The reason I was using my own is because the original implementation used their own - I wanted a direct comparison, and I also wanted to see if any famous CPU methods were faster than the intrinsic method as I was previously able to beat the gcc __builtin_popcount.

popcount_node_gpu() takes a 8-length array of unsigned ints, which in total represent 256 bits. The idx (index) value states how many of those bits should be counted. As such, idx is always in the range of 0-255, this is guaranteed because it pulls from a char->int cast. The basic version compares the bits in each element to 1 << i, which increments through all possible bit indices.
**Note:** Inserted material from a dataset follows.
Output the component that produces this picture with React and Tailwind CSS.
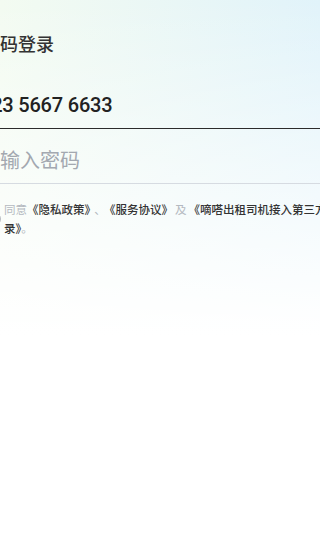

The optimized version uses a bitmask ((1<<idx)-1)) to 0 any bits beyond the specified index and then uses a divide and conquer method to sum the total bits. TL;DR: it sums 256 bits up to a given index.

In writing this I just rubber-ducky’d myself and came to the same conclusion you did; ((1<<idx)-1)) is too big, it should actually be ((1<<(idx%32))-1)).

Thanks for the assist - I’ve looked over that function so many times I’ve become code-blind.

Given that your slow variant uses a do-while loop, I doubt it will work correctly when idx is 0. BTW, ‘idx’ seems like a sub-optimal name for that variable. It represents a bit count and does not function as a bit index, which the name seems to suggest.

I beg to differ. Consider idx=65. The partial chunk is going to be in bitmap[2], and the mask we need for the partial chunk is 0x00000001.

A simple unit test should have found it, though. Writing good unit tests is a valuable skill. It can save you some grief and embarrassment.

True story: I once worked on an optimized string library. Worked great, very fast. A senior colleague used it to do a demo in front of a customer. The demo blew up. My unit test had failed to check whether my code properly handled strings of length zero, which actually occur in real-life applications! My colleague wasn’t pleased and made sure to let me know.